Il va de soi que la gauche anti-occidentale hait aussi Israël, un pays dont l’existence a littéralement accompli les prophéties bibliques et où règnent la libre entreprise et le libre débat. Elle n’hésite pas à mettre en scène cette haine, sachant qu’elle peut aller chercher une réserve de voix parmi tous ceux qui, en France, haïssent les Juifs. Cette tactique fonctionne : les dirigeants antisémites Dieudonné Mbala Mbala et Alain Soral, sans s’être systématiquement rapprochés de la France Insoumise, ont apporté leur soutien à certains de ses élus et candidats (Farida Amrani, qui fut battue par Valls aux législatives, et plus récemment Danièle Obono).
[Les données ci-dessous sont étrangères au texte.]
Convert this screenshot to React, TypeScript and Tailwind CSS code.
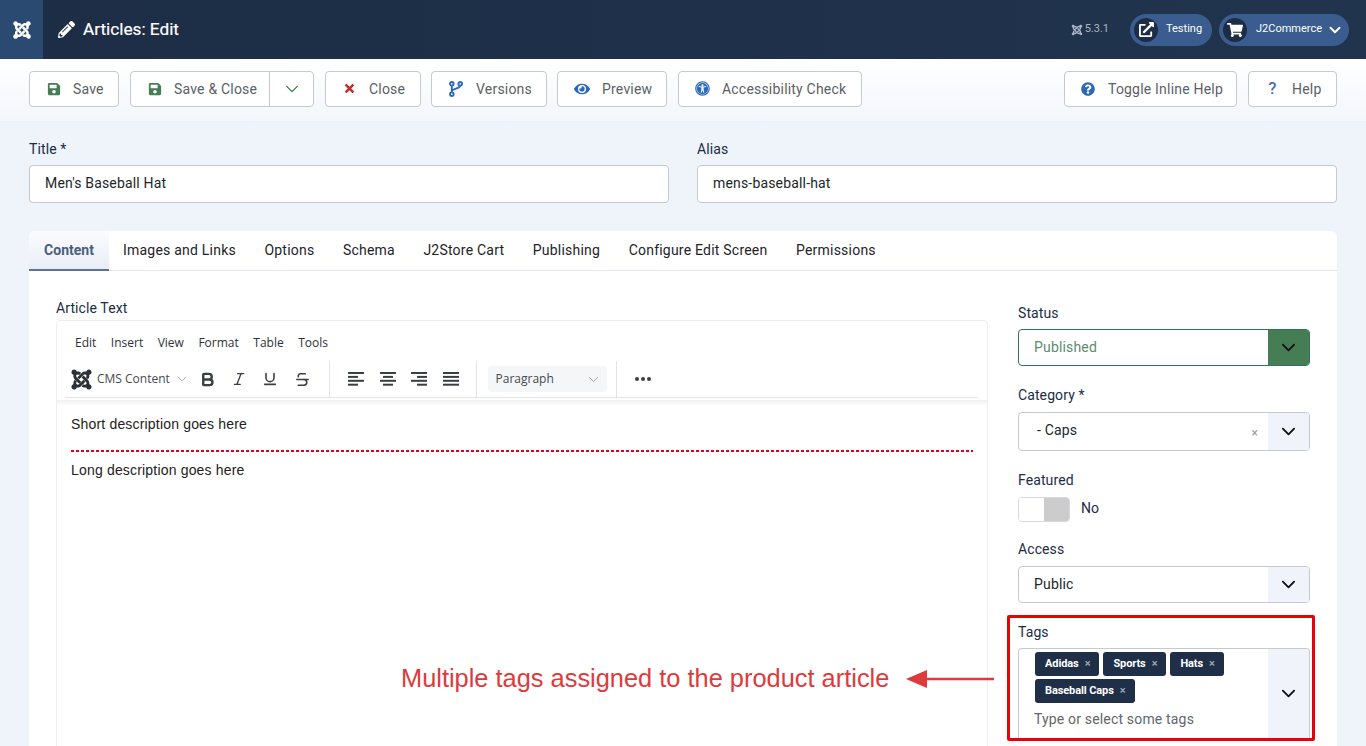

La démonisation systématique de Manuel Valls est d’ailleurs commune aux mélenchonistes et aux partisans de Dieudonné, au point que Mélenchon lui-même a retweeté, mercredi dernier, le tweet anti-Valls d’un antisémite affirmé.
Où se situe, dans cet affrontement entre deux gauches, le président de la République – qui vient de la même gauche modérée que Valls, même s’il affirme aujourd’hui n’appartenir à aucun camp ? Comme souvent sur les questions essentielles, il ne se situe nulle part. Macron n’a aucune hostilité contre Israël et sait même, à l’occasion, dire des phrases émouvantes en son honneur. Mais il s’est toujours refusé à reconnaître, comme le fait Valls, que des mouvements totalitaires issus de l’islam et de l’extrême gauche cherchent à détruire la société libre dans son ensemble et font, dans certains cas, des progrès réels. Les réalités tragiques, Macron préfère les traiter par le silence et revenir à ce qui compte vraiment pour lui : la mise en scène narcissique de sa propre personne. Si, demain, le danger pour les libertés se faisait plus pressant, Valls serait pour ceux qui les défendent un allié bien plus sûr que l’actuel président.